## Your objective
Copy each line of the data below with the word "this".

-- start of The input --

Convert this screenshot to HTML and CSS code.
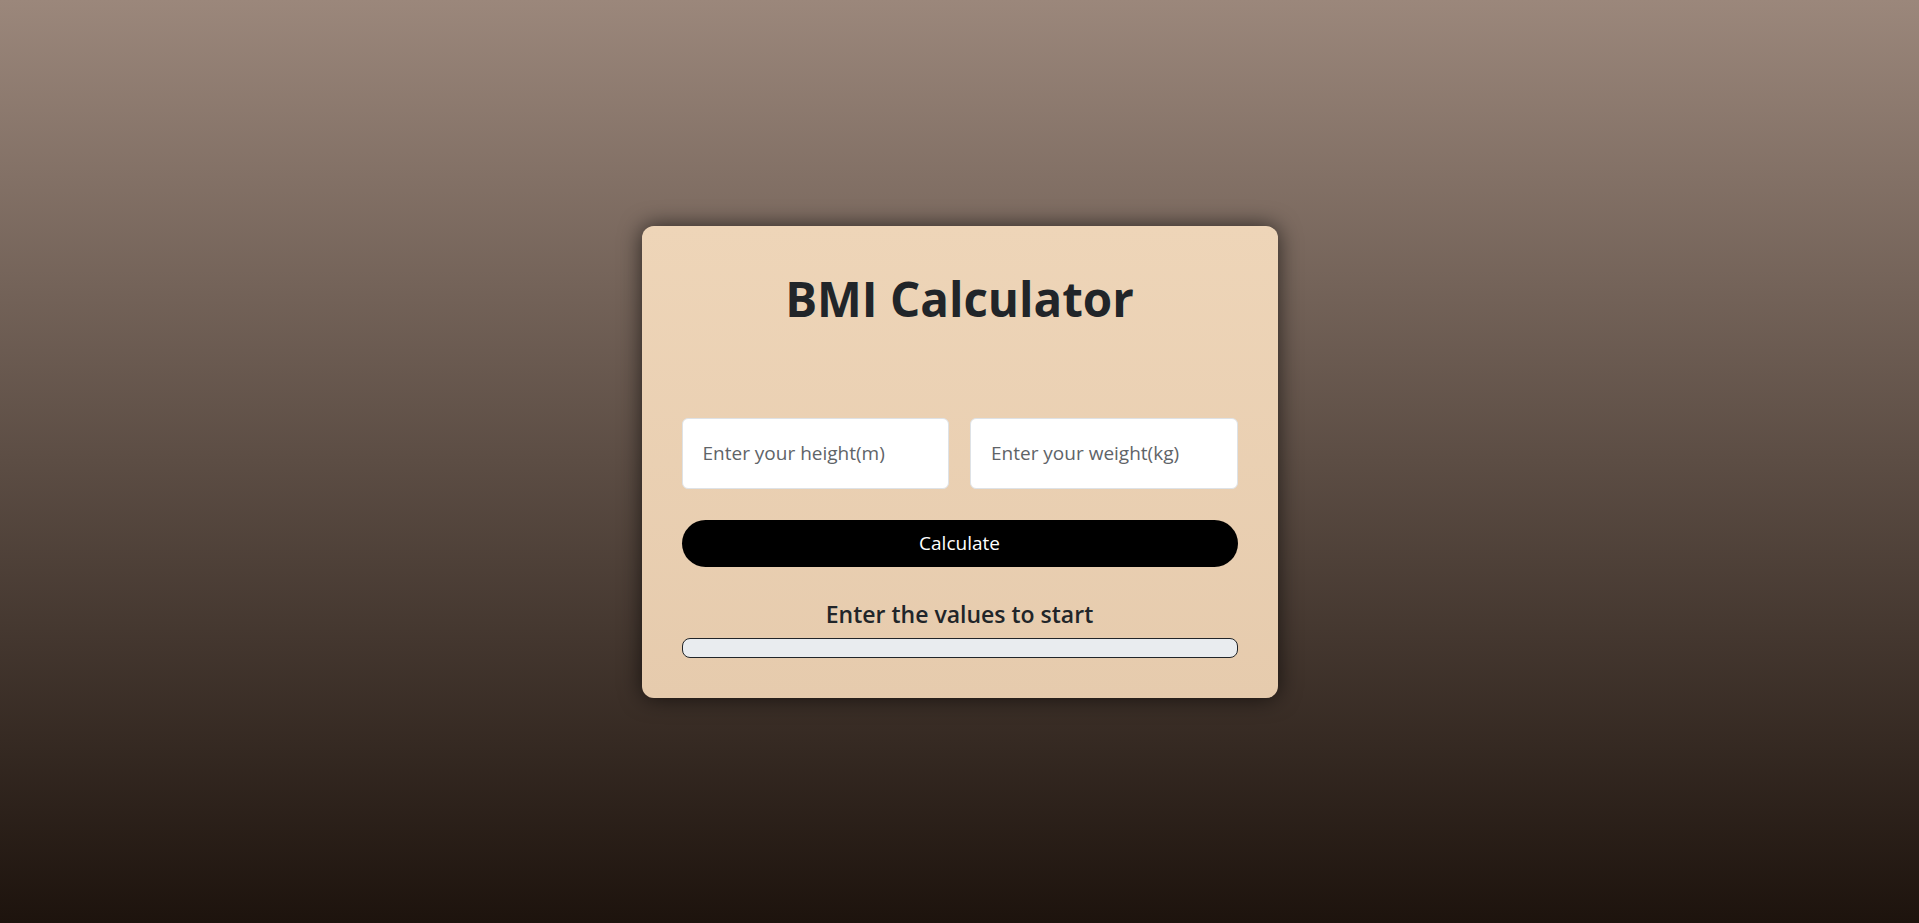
FILE: index.html
```html
<!DOCTYPE html>
<html lang="en">
<head>
<meta charset="utf-8">
<title>BMI Calculator</title>
<link rel="stylesheet" href="styles.css">
</head>
<body>
<main class="page">
  <section class="card">
    <h1 class="title">BMI Calculator</h1>
    <div class="inputs">
      <input class="field" type="text" placeholder="Enter your height(m)">
      <input class="field" type="text" placeholder="Enter your weight(kg)">
    </div>
    <button class="calc-btn" type="button">Calculate</button>
    <p class="result">Enter the values to start</p>
    <div class="progress"><div class="progress-fill" style="width:0%"></div></div>
  </section>
</main>
</body>
</html>
```

FILE: styles.css
```css
* { box-sizing: border-box; }
html, body { height: 100%; }
body {
  margin: 0;
  font-family: "Open Sans", "Noto Sans", sans-serif;
  background: linear-gradient(180deg, #9b877b 0%, #1d130d 100%);
  color: #212529;
}
.page {
  height: 100%;
  display: flex;
  align-items: center;
  justify-content: center;
}
.card {
  width: 636px;
  height: 472px;
  padding: 40px;
  border-radius: 12px;
  background: linear-gradient(180deg, #eed5b8 0%, #e6cbad 100%);
  box-shadow: 0 0 22px rgba(0, 0, 0, 0.65);
  display: flex;
  flex-direction: column;
}
.title {
  margin: 0;
  text-align: center;
  font-size: 47.5px;
  font-weight: 700;
  line-height: 1.2;
  padding-top: 4px;
  color: #212529;
}
.inputs {
  margin-top: 91px;
  display: flex;
  gap: 21px;
}
.field {
  flex: 1;
  min-width: 0;
  height: 71px;
  padding: 0 20px;
  font-family: inherit;
  font-size: 19px;
  color: #212529;
  background: #fff;
  border: 1px solid #dee2e6;
  border-radius: 6px;
  outline: none;
}
.field::placeholder { color: #5f6468; }
.calc-btn {
  margin-top: 31px;
  height: 49px;
  border: none;
  border-radius: 25px;
  background: #000;
  color: #fff;
  font-family: inherit;
  font-size: 19px;
}
.result {
  margin: 34px 0 0;
  text-align: center;
  font-size: 23px;
  font-weight: 600;
  line-height: 1.2;
  color: #212529;
}
.progress {
  margin-top: 9px;
  height: 20px;
  border: 1.5px solid #212529;
  border-radius: 8px;
  background: #e9ecef;
  overflow: hidden;
}
.progress-fill { height: 100%; background: #198754; }
```
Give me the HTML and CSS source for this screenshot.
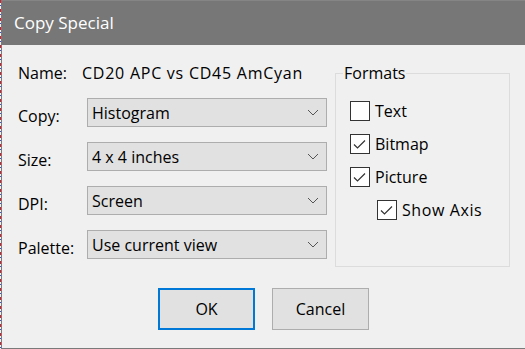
FILE: index.html
```html
<!DOCTYPE html>
<html lang="en">
<head>
    <meta charset="UTF-8">
    <title>Copy Special</title>
    <link rel="stylesheet" href="styles.css">
</head>
<body>
    <div class="dialog">
        <div class="titlebar">Copy Special</div>
        <div class="content">
            <div class="main">
                <div class="settings">
                    <div class="name-row">
                        <span class="name-label">Name:</span>
                        <span class="name-value">CD20 APC vs CD45 AmCyan</span>
                    </div>
                    <div class="field">
                        <span class="label">Copy:</span>
                        <div class="combo"><span>Histogram</span><svg class="chevron" width="12" height="7" viewBox="0 0 12 7"><polyline points="1,1 6,6 11,1"/></svg></div>
                    </div>
                    <div class="field">
                        <span class="label">Size:</span>
                        <div class="combo"><span>4 x 4 inches</span><svg class="chevron" width="12" height="7" viewBox="0 0 12 7"><polyline points="1,1 6,6 11,1"/></svg></div>
                    </div>
                    <div class="field">
                        <span class="label">DPI:</span>
                        <div class="combo"><span>Screen</span><svg class="chevron" width="12" height="7" viewBox="0 0 12 7"><polyline points="1,1 6,6 11,1"/></svg></div>
                    </div>
                    <div class="field">
                        <span class="label">Palette:</span>
                        <div class="combo"><span>Use current view</span><svg class="chevron" width="12" height="7" viewBox="0 0 12 7"><polyline points="1,1 6,6 11,1"/></svg></div>
                    </div>
                </div>
                <fieldset class="formats">
                    <legend>Formats</legend>
                    <div class="check"><span class="box"></span>Text</div>
                    <div class="check"><span class="box"><svg width="18" height="18" viewBox="0 0 18 18"><polyline points="3,9.5 6.5,13 14,5.5"/></svg></span>Bitmap</div>
                    <div class="check"><span class="box"><svg width="18" height="18" viewBox="0 0 18 18"><polyline points="3,9.5 6.5,13 14,5.5"/></svg></span>Picture</div>
                    <div class="check sub"><span class="box"><svg width="18" height="18" viewBox="0 0 18 18"><polyline points="3,9.5 6.5,13 14,5.5"/></svg></span><span class="wide">Show Axis</span></div>
                </fieldset>
            </div>
            <div class="buttons">
                <button class="btn default">OK</button>
                <button class="btn">Cancel</button>
            </div>
        </div>
    </div>
</body>
</html>
```

FILE: styles.css
```css
html, body { margin: 0; padding: 0; }
body {
    font-family: 'Open Sans', 'Noto Sans', sans-serif;
    font-size: 16px;
    color: #000;
    background: repeating-linear-gradient(180deg, #d81e2c 0 3px, #f0f0f0 3px 5px, #3a52c4 5px 6px, #f0f0f0 6px 9px);
    width: 525px;
    height: 349px;
    overflow: hidden;
}
.dialog {
    margin-left: 1px;
    width: 524px;
    height: 349px;
    box-sizing: border-box;
    border-left: 1px solid #7a7a7a;
    border-bottom: 1px solid #7a7a7a;
    background: #f0f0f0;
    display: flex;
    flex-direction: column;
}
.titlebar {
    height: 45px;
    flex: none;
    box-sizing: border-box;
    background: #777777;
    border-top: 1px solid #858585;
    color: #fff;
    font-size: 17px;
    line-height: 22px;
    padding: 11px 0 0 12px;
}
.content { padding: 18px 0 0 16px; }
.main { display: flex; align-items: flex-start; gap: 8px; }
.settings { display: flex; flex-direction: column; gap: 15px; width: 309px; }
.name-row { display: flex; line-height: 20px; height: 20px; }
.name-label { width: 64px; flex: none; }
.name-value { letter-spacing: 0.75px; white-space: nowrap; }
.field { display: flex; align-items: center; }
.label { width: 69px; flex: none; padding-top: 6px; line-height: 20px; }
.combo {
    width: 240px;
    height: 29px;
    box-sizing: border-box;
    border: 1px solid #adadad;
    background: #e1e1e1;
    display: flex;
    align-items: center;
    justify-content: space-between;
    padding: 0 7px 0 4px;
    line-height: 20px;
}
.chevron { fill: none; stroke: #555; stroke-width: 1; }
.formats {
    margin: 0;
    width: 175px;
    box-sizing: border-box;
    border: 1px solid #dcdcdc;
    padding: 18px 0 46px 14px;
    display: flex;
    flex-direction: column;
    gap: 13px;
}
.formats legend {
    padding: 0 1px;
    margin-left: -7px;
    line-height: 20px;
}
.check { display: flex; align-items: center; gap: 5px; height: 20px; line-height: 20px; }
.check.sub { padding-left: 27px; }
.wide { letter-spacing: 0.6px; white-space: nowrap; }
.box {
    width: 20px;
    height: 20px;
    box-sizing: border-box;
    border: 1px solid #333;
    background: #fff;
    flex: none;
}
.box svg { display: block; fill: none; stroke: #333; stroke-width: 1.2; }
.buttons { display: flex; justify-content: center; gap: 17px; margin: 21px 0 0 -16px; }
.btn {
    width: 97px;
    height: 42px;
    box-sizing: border-box;
    border: 1px solid #adadad;
    background: #e1e1e1;
    font-family: inherit;
    font-size: 16px;
    color: #000;
    padding: 0;
}
.btn.default { border: 2px solid #0078d7; }
```
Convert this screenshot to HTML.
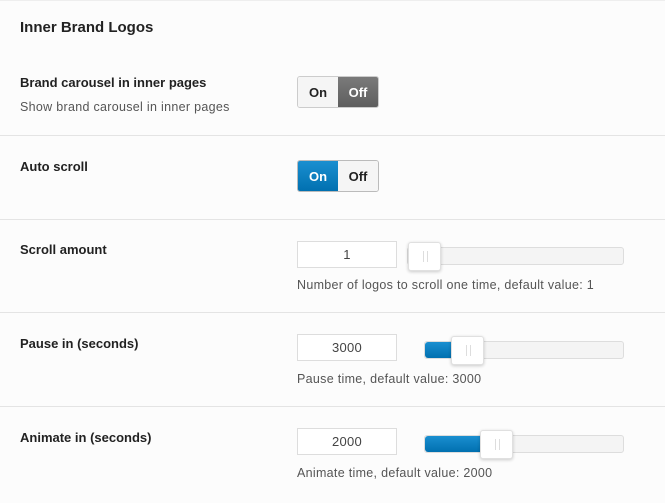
<!DOCTYPE html><html><head><style>
body{margin:0;width:665px;height:503px;background:#fcfcfc;font-family:"Liberation Sans",sans-serif;color:#222;position:relative;overflow:hidden}
.a{position:absolute}
.t{font-weight:bold;font-size:15px;left:20px;top:19px}
.l{left:20px;font-size:13px;font-weight:bold;color:#222}
.d{font-size:12.5px;letter-spacing:.3px;color:#555}
.sep{left:0;width:665px;height:1px;background:#e4e4e4}
.tg{left:297px;width:80px;height:30px;border:1px solid #ccc;border-radius:3px;overflow:hidden;display:flex;font-weight:bold;font-size:13px}
.tg div{flex:1;display:flex;align-items:center;justify-content:center;background:#f5f5f5}
.in{left:297px;width:98px;height:25px;border:1px solid #ddd;background:#fff;text-align:center;line-height:25px;font-size:13px;color:#444;letter-spacing:.3px}
.tr{width:215px;left:407px;height:16px;border:1px solid #ddd;border-radius:3px;background:#f4f4f4}
.fill{height:16px;background:linear-gradient(#1a8fd0,#0170b0);border-radius:3px 0 0 3px}
.h{width:31px;height:27px;background:#fff;border:1px solid #e0e0e0;border-radius:3px;box-shadow:0 1px 3px rgba(0,0,0,.2)}
.h:after{content:"";position:absolute;left:14px;top:8px;width:3px;height:11px;border-left:1px solid #ddd;border-right:1px solid #ddd}
</style></head><body>
<div class="a sep" style="top:0;background:#eee"></div>
<div class="a t">Inner Brand Logos</div>
<div class="a l" style="top:75px">Brand carousel in inner pages</div>
<div class="a d" style="left:20px;top:100px">Show brand carousel in inner pages</div>
<div class="a tg" style="top:76px"><div>On</div><div style="background:linear-gradient(#7a7a7a,#5e5e5e);color:#fff">Off</div></div>
<div class="a sep" style="top:135px"></div>
<div class="a l" style="top:159px">Auto scroll</div>
<div class="a tg" style="top:160px;border-color:#bbb"><div style="background:linear-gradient(#1a8fd0,#0170b0);color:#fff">On</div><div>Off</div></div>
<div class="a sep" style="top:219px"></div>
<div class="a l" style="top:242px">Scroll amount</div>
<div class="a in" style="top:241px">1</div>
<div class="a tr" style="top:247px"></div>
<div class="a h" style="left:408px;top:242px"></div>
<div class="a d" style="left:297px;top:278px">Number of logos to scroll one time, default value: 1</div>
<div class="a sep" style="top:312px"></div>
<div class="a l" style="top:336px">Pause in (seconds)</div>
<div class="a in" style="top:334px">3000</div>
<div class="a tr" style="top:341px;left:424px;width:198px"><div class="fill" style="width:32px"></div></div>
<div class="a h" style="left:451px;top:336px"></div>
<div class="a d" style="left:297px;top:372px">Pause time, default value: 3000</div>
<div class="a sep" style="top:406px"></div>
<div class="a l" style="top:430px">Animate in (seconds)</div>
<div class="a in" style="top:428px">2000</div>
<div class="a tr" style="top:435px;left:424px;width:198px"><div class="fill" style="width:62px"></div></div>
<div class="a h" style="left:480px;top:430px"></div>
<div class="a d" style="left:297px;top:466px">Animate time, default value: 2000</div>
</body></html>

-- end of The input --

## Solution
Convert this screenshot to HTML and CSS code.
Give me the HTML and CSS source for this screenshot.
Convert this screenshot to HTML.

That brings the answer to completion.